Task details: Exactly as written, retype the listing below, omitting the pictures.

Material:
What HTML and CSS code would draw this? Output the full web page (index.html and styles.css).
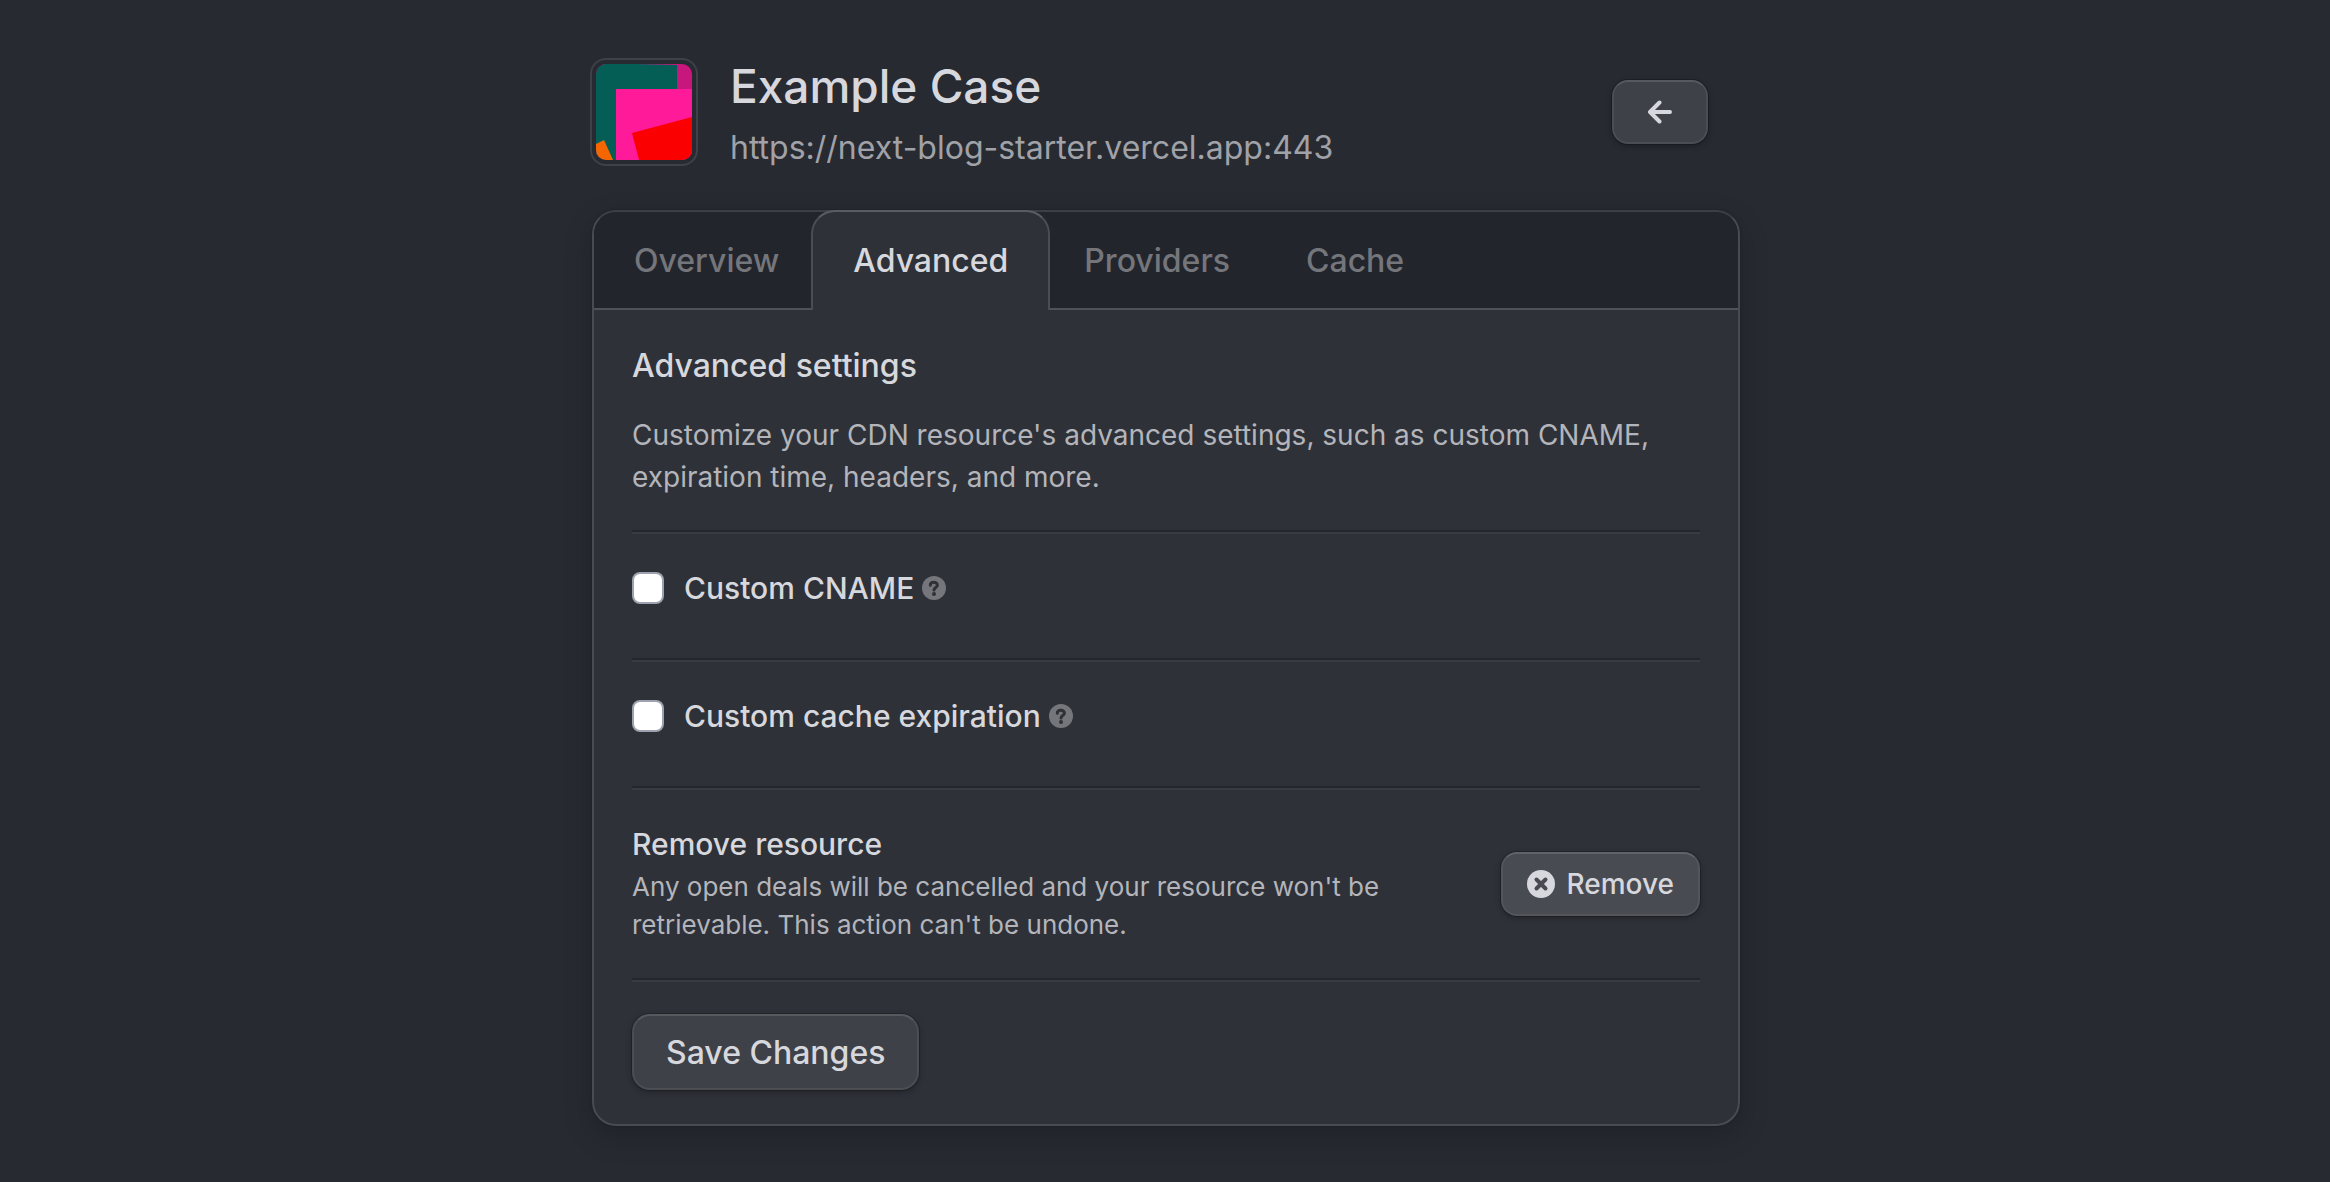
FILE: index.html
```html
<!DOCTYPE html>
<html lang="en">
<head>
<meta charset="utf-8">
<meta name="viewport" content="width=device-width, initial-scale=1">
<title>Example Case</title>
<link rel="stylesheet" href="styles.css">
</head>
<body>
<main class="page">
  <header class="resource">
    <svg class="avatar" viewBox="0 0 96 96" aria-hidden="true">
      <rect width="96" height="96" fill="#c7177c"/>
      <path d="M0 0H40L81 1V25L20 96H0Z" fill="#045e56"/>
      <path d="M20 25H96V96H20Z" fill="#ff1a9a"/>
      <path d="M36 69L96 53V96H43Z" fill="#fb0000"/>
      <path d="M0 80L8 76L17 96H0Z" fill="#f56600"/>
    </svg>
    <div class="resource-text">
      <h1 class="title">Example Case</h1>
      <p class="origin">https://next-blog-starter.vercel.app:443</p>
    </div>
    <button class="button button-back" type="button" aria-label="Back">
      <svg class="icon-arrow" viewBox="0 0 24 24" aria-hidden="true"><path d="M22 12H2M11.500 2.500L2 12L11.500 21.500"/></svg>
    </button>
  </header>

  <section class="card">
    <nav class="tabs">
      <a class="tab" href="#overview">Overview</a>
      <a class="tab tab-active" href="#advanced" aria-current="page">Advanced</a>
      <a class="tab" href="#providers">Providers</a>
      <a class="tab" href="#cache">Cache</a>
    </nav>
    <form class="panel">
      <h2 class="heading">Advanced settings</h2>
      <p class="description">Customize your CDN resource's advanced settings, such as custom CNAME, expiration time, headers, and more.</p>
      <hr class="divider">
      <div class="option">
        <input class="checkbox" type="checkbox" id="cname">
        <label class="label" for="cname">Custom CNAME</label>
        <svg class="icon-help" viewBox="0 0 24 24" aria-hidden="true"><circle cx="12" cy="12" r="12"/><path d="M8.300 9.200C8.300 5.400 15.400 5.200 15.400 9.200C15.400 11.500 12 11.600 12 13.900"/><circle class="dot" cx="12" cy="18" r="2"/></svg>
      </div>
      <hr class="divider">
      <div class="option">
        <input class="checkbox" type="checkbox" id="expiration">
        <label class="label" for="expiration">Custom cache expiration</label>
        <svg class="icon-help" viewBox="0 0 24 24" aria-hidden="true"><circle cx="12" cy="12" r="12"/><path d="M8.300 9.200C8.300 5.400 15.400 5.200 15.400 9.200C15.400 11.500 12 11.600 12 13.900"/><circle class="dot" cx="12" cy="18" r="2"/></svg>
      </div>
      <hr class="divider">
      <div class="removal">
        <div class="removal-text">
          <h3 class="label">Remove resource</h3>
          <p class="note">Any open deals will be cancelled and your resource won't be retrievable. This action can't be undone.</p>
        </div>
        <button class="button button-remove" type="button">
          <svg class="icon-remove" viewBox="0 0 28 28" aria-hidden="true"><circle cx="14" cy="14" r="14"/><path d="M9.500 9.500L18.500 18.500M18.500 9.500L9.500 18.500"/></svg>
          Remove
        </button>
      </div>
      <hr class="divider">
      <button class="button button-save" type="submit">Save Changes</button>
    </form>
  </section>
</main>
</body>
</html>
```
FILE: styles.css
```css
* {
  box-sizing: border-box;
  margin: 0;
}

body {
  min-height: 100vh;
  background: #272a31;
  color: #d7d8dd;
  font-family: Inter, "Liberation Sans", sans-serif;
  font-size: 28px;
}

.page {
  max-width: 1150px;
  margin: 0 auto;
  padding: 58px 0 56px;
}

.resource {
  display: flex;
  align-items: center;
  gap: 32px;
  margin-bottom: 44px;
  padding-right: 32px;
}

.avatar {
  flex: none;
  width: 108px;
  height: 108px;
  padding: 4px;
  border: 2px solid #3e4148;
  border-radius: 16px;
}

.resource-text {
  flex: 1;
}

.title {
  margin-bottom: 16px;
  font-size: 46px;
  font-weight: 500;
  line-height: 56px;
}

.origin {
  color: #a0a2a8;
  font-size: 32px;
  line-height: 36px;
}

.button {
  display: inline-flex;
  align-items: center;
  justify-content: center;
  gap: 12px;
  padding: 0 24px;
  border: 2px solid #4b4d53;
  border-top-color: #57595f;
  border-radius: 16px;
  background: #3f4148;
  box-shadow: 0 0 0 1px rgba(0, 0, 0, .2), 0 2px 6px rgba(0, 0, 0, .3);
  color: inherit;
  font: inherit;
  font-weight: 500;
}

.button-back {
  width: 96px;
  height: 64px;
}

.button-remove {
  flex: none;
  height: 64px;
  border-color: #53555b;
  border-top-color: #606268;
  background: #494b52;
}

.button-save {
  height: 76px;
  padding: 0 32px;
  border-radius: 18px;
  font-size: 32px;
}

.icon-arrow {
  width: 24px;
  height: 24px;
  fill: none;
  stroke: currentColor;
  stroke-width: 4;
  stroke-linecap: round;
  stroke-linejoin: round;
}

.icon-help {
  width: 24px;
  height: 24px;
  margin-left: 8px;
  fill: #74767c;
}

.icon-help path {
  fill: none;
  stroke: #2e3138;
  stroke-width: 3;
  stroke-linecap: round;
}

.icon-help .dot {
  fill: #2e3138;
}

.icon-remove {
  width: 28px;
  height: 28px;
  fill: currentColor;
}

.icon-remove path {
  stroke: #494b52;
  stroke-width: 4;
  stroke-linecap: round;
}

.card {
  margin-left: 2px;
  border: 2px solid #4a4b50;
  border-top-color: #3d3f44;
  border-radius: 24px;
  background: #2e3138;
  box-shadow: 0 0 2px rgba(0, 0, 0, .3), 0 10px 30px rgba(0, 0, 0, .2);
}

.tabs {
  display: flex;
  height: 98px;
  border-bottom: 2px solid #505259;
  border-radius: 22px 22px 0 0;
  background: #23252c;
}

.tab {
  margin-top: -2px;
  padding: 0 38px;
  color: #74767c;
  font-size: 32px;
  font-weight: 500;
  line-height: 102px;
  text-decoration: none;
}

.tab:first-child {
  padding-left: 40px;
}

.tab-active {
  height: 100px;
  margin: -2px -4px 0 -6px;
  padding: 0 40px;
  border: 2px solid #4b4d53;
  border-top-color: #5a5c63;
  border-bottom: 0;
  border-radius: 24px 24px 0 0;
  background: #2e3138;
  color: #d7d8dd;
  line-height: 98px;
}

.panel {
  padding: 32px 38px 34px;
}

.heading {
  margin-bottom: 24px;
  font-size: 32px;
  font-weight: 500;
  line-height: 48px;
}

.description {
  color: #b4b5bb;
  line-height: 42px;
}

.divider {
  height: 4px;
  margin: 32px 0;
  border: 0;
  border-top: 2px solid #24262b;
  border-bottom: 2px solid #393b42;
}

.option {
  display: flex;
  align-items: center;
  height: 44px;
  margin-bottom: 48px;
}

.checkbox {
  appearance: none;
  width: 32px;
  height: 32px;
  margin-right: 20px;
  border: 2px solid #9ca3af;
  border-radius: 8px;
  background: #fff;
}

.label {
  font-size: 30px;
  font-weight: 500;
  line-height: 40px;
}

.removal {
  display: flex;
  align-items: center;
  justify-content: space-between;
  gap: 64px;
  min-height: 124px;
}

.removal-text {
  max-width: 780px;
}

.removal .label {
  margin-bottom: 4px;
}

.note {
  color: #b4b5bb;
  font-size: 26px;
  line-height: 38px;
}
```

Expected answer:
What HTML and CSS code would draw this? Output the full web page (index.html and styles.css).
FILE: index.html
```html
<!DOCTYPE html>
<html lang="en">
<head>
<meta charset="utf-8">
<meta name="viewport" content="width=device-width, initial-scale=1">
<title>Example Case</title>
<link rel="stylesheet" href="styles.css">
</head>
<body>
<main class="page">
  <header class="resource">
    <svg class="avatar" viewBox="0 0 96 96" aria-hidden="true">
      <rect width="96" height="96" fill="#c7177c"/>
      <path d="M0 0H40L81 1V25L20 96H0Z" fill="#045e56"/>
      <path d="M20 25H96V96H20Z" fill="#ff1a9a"/>
      <path d="M36 69L96 53V96H43Z" fill="#fb0000"/>
      <path d="M0 80L8 76L17 96H0Z" fill="#f56600"/>
    </svg>
    <div class="resource-text">
      <h1 class="title">Example Case</h1>
      <p class="origin">https://next-blog-starter.vercel.app:443</p>
    </div>
    <button class="button button-back" type="button" aria-label="Back">
      <svg class="icon-arrow" viewBox="0 0 24 24" aria-hidden="true"><path d="M22 12H2M11.500 2.500L2 12L11.500 21.500"/></svg>
    </button>
  </header>

  <section class="card">
    <nav class="tabs">
      <a class="tab" href="#overview">Overview</a>
      <a class="tab tab-active" href="#advanced" aria-current="page">Advanced</a>
      <a class="tab" href="#providers">Providers</a>
      <a class="tab" href="#cache">Cache</a>
    </nav>
    <form class="panel">
      <h2 class="heading">Advanced settings</h2>
      <p class="description">Customize your CDN resource's advanced settings, such as custom CNAME, expiration time, headers, and more.</p>
      <hr class="divider">
      <div class="option">
        <input class="checkbox" type="checkbox" id="cname">
        <label class="label" for="cname">Custom CNAME</label>
        <svg class="icon-help" viewBox="0 0 24 24" aria-hidden="true"><circle cx="12" cy="12" r="12"/><path d="M8.300 9.200C8.300 5.400 15.400 5.200 15.400 9.200C15.400 11.500 12 11.600 12 13.900"/><circle class="dot" cx="12" cy="18" r="2"/></svg>
      </div>
      <hr class="divider">
      <div class="option">
        <input class="checkbox" type="checkbox" id="expiration">
        <label class="label" for="expiration">Custom cache expiration</label>
        <svg class="icon-help" viewBox="0 0 24 24" aria-hidden="true"><circle cx="12" cy="12" r="12"/><path d="M8.300 9.200C8.300 5.400 15.400 5.200 15.400 9.200C15.400 11.500 12 11.600 12 13.900"/><circle class="dot" cx="12" cy="18" r="2"/></svg>
      </div>
      <hr class="divider">
      <div class="removal">
        <div class="removal-text">
          <h3 class="label">Remove resource</h3>
          <p class="note">Any open deals will be cancelled and your resource won't be retrievable. This action can't be undone.</p>
        </div>
        <button class="button button-remove" type="button">
          <svg class="icon-remove" viewBox="0 0 28 28" aria-hidden="true"><circle cx="14" cy="14" r="14"/><path d="M9.500 9.500L18.500 18.500M18.500 9.500L9.500 18.500"/></svg>
          Remove
        </button>
      </div>
      <hr class="divider">
      <button class="button button-save" type="submit">Save Changes</button>
    </form>
  </section>
</main>
</body>
</html>
```
FILE: styles.css
```css
* {
  box-sizing: border-box;
  margin: 0;
}

body {
  min-height: 100vh;
  background: #272a31;
  color: #d7d8dd;
  font-family: Inter, "Liberation Sans", sans-serif;
  font-size: 28px;
}

.page {
  max-width: 1150px;
  margin: 0 auto;
  padding: 58px 0 56px;
}

.resource {
  display: flex;
  align-items: center;
  gap: 32px;
  margin-bottom: 44px;
  padding-right: 32px;
}

.avatar {
  flex: none;
  width: 108px;
  height: 108px;
  padding: 4px;
  border: 2px solid #3e4148;
  border-radius: 16px;
}

.resource-text {
  flex: 1;
}

.title {
  margin-bottom: 16px;
  font-size: 46px;
  font-weight: 500;
  line-height: 56px;
}

.origin {
  color: #a0a2a8;
  font-size: 32px;
  line-height: 36px;
}

.button {
  display: inline-flex;
  align-items: center;
  justify-content: center;
  gap: 12px;
  padding: 0 24px;
  border: 2px solid #4b4d53;
  border-top-color: #57595f;
  border-radius: 16px;
  background: #3f4148;
  box-shadow: 0 0 0 1px rgba(0, 0, 0, .2), 0 2px 6px rgba(0, 0, 0, .3);
  color: inherit;
  font: inherit;
  font-weight: 500;
}

.button-back {
  width: 96px;
  height: 64px;
}

.button-remove {
  flex: none;
  height: 64px;
  border-color: #53555b;
  border-top-color: #606268;
  background: #494b52;
}

.button-save {
  height: 76px;
  padding: 0 32px;
  border-radius: 18px;
  font-size: 32px;
}

.icon-arrow {
  width: 24px;
  height: 24px;
  fill: none;
  stroke: currentColor;
  stroke-width: 4;
  stroke-linecap: round;
  stroke-linejoin: round;
}

.icon-help {
  width: 24px;
  height: 24px;
  margin-left: 8px;
  fill: #74767c;
}

.icon-help path {
  fill: none;
  stroke: #2e3138;
  stroke-width: 3;
  stroke-linecap: round;
}

.icon-help .dot {
  fill: #2e3138;
}

.icon-remove {
  width: 28px;
  height: 28px;
  fill: currentColor;
}

.icon-remove path {
  stroke: #494b52;
  stroke-width: 4;
  stroke-linecap: round;
}

.card {
  margin-left: 2px;
  border: 2px solid #4a4b50;
  border-top-color: #3d3f44;
  border-radius: 24px;
  background: #2e3138;
  box-shadow: 0 0 2px rgba(0, 0, 0, .3), 0 10px 30px rgba(0, 0, 0, .2);
}

.tabs {
  display: flex;
  height: 98px;
  border-bottom: 2px solid #505259;
  border-radius: 22px 22px 0 0;
  background: #23252c;
}

.tab {
  margin-top: -2px;
  padding: 0 38px;
  color: #74767c;
  font-size: 32px;
  font-weight: 500;
  line-height: 102px;
  text-decoration: none;
}

.tab:first-child {
  padding-left: 40px;
}

.tab-active {
  height: 100px;
  margin: -2px -4px 0 -6px;
  padding: 0 40px;
  border: 2px solid #4b4d53;
  border-top-color: #5a5c63;
  border-bottom: 0;
  border-radius: 24px 24px 0 0;
  background: #2e3138;
  color: #d7d8dd;
  line-height: 98px;
}

.panel {
  padding: 32px 38px 34px;
}

.heading {
  margin-bottom: 24px;
  font-size: 32px;
  font-weight: 500;
  line-height: 48px;
}

.description {
  color: #b4b5bb;
  line-height: 42px;
}

.divider {
  height: 4px;
  margin: 32px 0;
  border: 0;
  border-top: 2px solid #24262b;
  border-bottom: 2px solid #393b42;
}

.option {
  display: flex;
  align-items: center;
  height: 44px;
  margin-bottom: 48px;
}

.checkbox {
  appearance: none;
  width: 32px;
  height: 32px;
  margin-right: 20px;
  border: 2px solid #9ca3af;
  border-radius: 8px;
  background: #fff;
}

.label {
  font-size: 30px;
  font-weight: 500;
  line-height: 40px;
}

.removal {
  display: flex;
  align-items: center;
  justify-content: space-between;
  gap: 64px;
  min-height: 124px;
}

.removal-text {
  max-width: 780px;
}

.removal .label {
  margin-bottom: 4px;
}

.note {
  color: #b4b5bb;
  font-size: 26px;
  line-height: 38px;
}
```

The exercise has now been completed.